What the exercise asks
Extract each line where the string "that" shows up.

Given information
■ ■ ■ ■ ■

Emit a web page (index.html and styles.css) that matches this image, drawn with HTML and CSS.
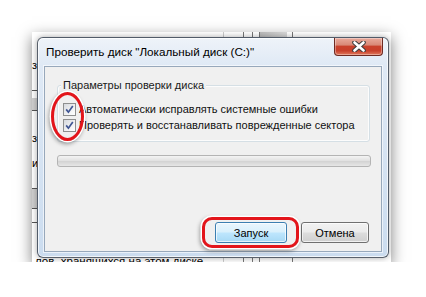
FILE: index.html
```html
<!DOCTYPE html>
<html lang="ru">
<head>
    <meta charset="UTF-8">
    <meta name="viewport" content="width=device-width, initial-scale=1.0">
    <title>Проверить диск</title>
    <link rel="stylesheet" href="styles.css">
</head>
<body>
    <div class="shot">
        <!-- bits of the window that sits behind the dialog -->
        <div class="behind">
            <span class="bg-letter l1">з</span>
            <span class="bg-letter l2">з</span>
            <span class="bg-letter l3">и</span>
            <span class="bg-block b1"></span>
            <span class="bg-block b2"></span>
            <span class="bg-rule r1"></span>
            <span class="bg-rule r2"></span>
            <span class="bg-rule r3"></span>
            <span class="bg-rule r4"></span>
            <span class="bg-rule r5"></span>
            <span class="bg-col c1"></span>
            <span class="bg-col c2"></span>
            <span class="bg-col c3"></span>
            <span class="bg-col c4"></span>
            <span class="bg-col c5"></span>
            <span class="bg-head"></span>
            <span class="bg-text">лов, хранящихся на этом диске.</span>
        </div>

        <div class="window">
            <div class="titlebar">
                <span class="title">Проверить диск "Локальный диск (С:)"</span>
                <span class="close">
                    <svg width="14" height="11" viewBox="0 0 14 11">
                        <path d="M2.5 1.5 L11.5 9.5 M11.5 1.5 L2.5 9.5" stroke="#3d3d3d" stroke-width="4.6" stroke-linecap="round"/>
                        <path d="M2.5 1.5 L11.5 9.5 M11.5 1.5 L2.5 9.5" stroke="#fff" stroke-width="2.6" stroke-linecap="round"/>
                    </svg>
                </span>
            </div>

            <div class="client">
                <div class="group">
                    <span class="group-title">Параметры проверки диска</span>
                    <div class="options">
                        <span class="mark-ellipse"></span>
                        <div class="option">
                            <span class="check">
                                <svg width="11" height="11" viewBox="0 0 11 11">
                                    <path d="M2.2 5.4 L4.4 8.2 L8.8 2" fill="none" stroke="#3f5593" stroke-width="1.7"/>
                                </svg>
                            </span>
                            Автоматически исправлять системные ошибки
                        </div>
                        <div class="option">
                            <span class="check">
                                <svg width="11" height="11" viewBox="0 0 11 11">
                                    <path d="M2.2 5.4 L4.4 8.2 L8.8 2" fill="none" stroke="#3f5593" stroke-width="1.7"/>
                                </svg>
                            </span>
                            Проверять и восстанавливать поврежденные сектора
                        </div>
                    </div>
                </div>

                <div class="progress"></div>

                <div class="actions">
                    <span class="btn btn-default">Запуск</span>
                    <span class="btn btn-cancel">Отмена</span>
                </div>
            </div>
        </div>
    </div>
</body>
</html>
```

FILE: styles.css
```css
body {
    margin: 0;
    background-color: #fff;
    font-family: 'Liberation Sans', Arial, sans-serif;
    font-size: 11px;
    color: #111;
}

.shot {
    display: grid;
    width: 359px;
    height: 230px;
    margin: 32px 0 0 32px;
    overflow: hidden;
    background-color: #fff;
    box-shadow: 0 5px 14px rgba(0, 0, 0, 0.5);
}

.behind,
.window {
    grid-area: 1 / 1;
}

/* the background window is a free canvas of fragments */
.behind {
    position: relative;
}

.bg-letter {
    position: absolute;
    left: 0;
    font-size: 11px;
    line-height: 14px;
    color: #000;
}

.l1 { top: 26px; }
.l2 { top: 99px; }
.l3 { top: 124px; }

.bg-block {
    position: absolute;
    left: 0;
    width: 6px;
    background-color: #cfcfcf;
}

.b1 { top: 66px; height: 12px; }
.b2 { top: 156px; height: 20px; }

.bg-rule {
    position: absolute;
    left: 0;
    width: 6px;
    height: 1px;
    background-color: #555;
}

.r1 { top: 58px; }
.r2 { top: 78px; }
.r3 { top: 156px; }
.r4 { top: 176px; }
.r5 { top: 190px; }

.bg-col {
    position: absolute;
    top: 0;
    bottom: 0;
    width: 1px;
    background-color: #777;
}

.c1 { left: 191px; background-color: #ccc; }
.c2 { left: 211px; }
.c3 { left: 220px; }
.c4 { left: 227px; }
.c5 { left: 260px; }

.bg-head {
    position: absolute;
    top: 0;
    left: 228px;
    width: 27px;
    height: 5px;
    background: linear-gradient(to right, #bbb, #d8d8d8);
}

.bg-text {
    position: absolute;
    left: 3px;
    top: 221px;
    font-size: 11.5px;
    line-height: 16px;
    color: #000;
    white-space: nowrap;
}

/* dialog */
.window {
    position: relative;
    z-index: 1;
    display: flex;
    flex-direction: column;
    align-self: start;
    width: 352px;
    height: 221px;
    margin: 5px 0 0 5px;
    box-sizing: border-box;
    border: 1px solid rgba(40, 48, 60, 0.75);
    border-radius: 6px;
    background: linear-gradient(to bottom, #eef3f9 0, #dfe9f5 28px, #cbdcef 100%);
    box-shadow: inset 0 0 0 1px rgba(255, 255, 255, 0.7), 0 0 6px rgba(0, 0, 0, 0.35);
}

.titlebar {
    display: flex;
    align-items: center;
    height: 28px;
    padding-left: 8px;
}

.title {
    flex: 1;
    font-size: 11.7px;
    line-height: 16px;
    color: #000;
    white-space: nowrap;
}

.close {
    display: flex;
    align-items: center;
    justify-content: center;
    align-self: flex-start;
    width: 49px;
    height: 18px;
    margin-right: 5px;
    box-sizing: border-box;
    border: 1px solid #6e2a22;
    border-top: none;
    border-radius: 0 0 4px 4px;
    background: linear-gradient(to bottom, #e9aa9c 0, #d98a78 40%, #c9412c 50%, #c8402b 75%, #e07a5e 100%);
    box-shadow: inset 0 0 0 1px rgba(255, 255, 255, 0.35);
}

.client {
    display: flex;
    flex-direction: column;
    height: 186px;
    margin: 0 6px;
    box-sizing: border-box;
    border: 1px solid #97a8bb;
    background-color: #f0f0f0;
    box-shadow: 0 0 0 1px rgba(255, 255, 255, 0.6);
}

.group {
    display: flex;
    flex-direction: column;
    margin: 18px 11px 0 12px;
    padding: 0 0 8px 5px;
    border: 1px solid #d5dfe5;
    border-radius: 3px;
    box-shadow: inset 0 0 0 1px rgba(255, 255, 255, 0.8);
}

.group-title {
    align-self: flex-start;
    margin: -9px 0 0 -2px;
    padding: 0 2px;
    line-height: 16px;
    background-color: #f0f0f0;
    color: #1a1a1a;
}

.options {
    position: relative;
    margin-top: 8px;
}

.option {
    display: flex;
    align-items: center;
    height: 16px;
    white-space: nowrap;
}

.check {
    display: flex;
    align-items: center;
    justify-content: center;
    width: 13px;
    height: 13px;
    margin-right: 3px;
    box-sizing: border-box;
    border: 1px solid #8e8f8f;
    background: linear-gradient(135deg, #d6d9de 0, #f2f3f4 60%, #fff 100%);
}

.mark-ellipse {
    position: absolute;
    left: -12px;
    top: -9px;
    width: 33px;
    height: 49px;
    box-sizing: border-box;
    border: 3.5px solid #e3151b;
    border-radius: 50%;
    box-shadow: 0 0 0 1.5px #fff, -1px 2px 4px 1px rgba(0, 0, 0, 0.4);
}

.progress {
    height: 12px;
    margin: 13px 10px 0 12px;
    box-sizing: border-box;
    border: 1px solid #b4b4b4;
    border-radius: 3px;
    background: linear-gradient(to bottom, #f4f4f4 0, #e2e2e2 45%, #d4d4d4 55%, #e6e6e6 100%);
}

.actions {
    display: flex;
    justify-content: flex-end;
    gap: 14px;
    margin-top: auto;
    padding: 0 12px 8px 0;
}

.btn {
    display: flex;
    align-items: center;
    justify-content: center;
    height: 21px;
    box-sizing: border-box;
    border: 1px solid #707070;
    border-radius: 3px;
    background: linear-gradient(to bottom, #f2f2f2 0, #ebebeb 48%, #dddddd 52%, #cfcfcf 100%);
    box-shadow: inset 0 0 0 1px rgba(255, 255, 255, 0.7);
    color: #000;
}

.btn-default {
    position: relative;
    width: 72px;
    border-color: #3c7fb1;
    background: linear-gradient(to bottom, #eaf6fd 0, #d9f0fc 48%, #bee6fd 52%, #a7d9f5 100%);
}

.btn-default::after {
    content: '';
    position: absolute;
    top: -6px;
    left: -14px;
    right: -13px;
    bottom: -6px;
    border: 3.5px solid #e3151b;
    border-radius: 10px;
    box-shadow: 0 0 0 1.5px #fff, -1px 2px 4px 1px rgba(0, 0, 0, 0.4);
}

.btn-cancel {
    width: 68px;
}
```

■ ■ ■ ■ ■

Task answer
Emit a web page (index.html and styles.css) that matches this image, drawn with HTML and CSS.
        <!-- bits of the window that sits behind the dialog -->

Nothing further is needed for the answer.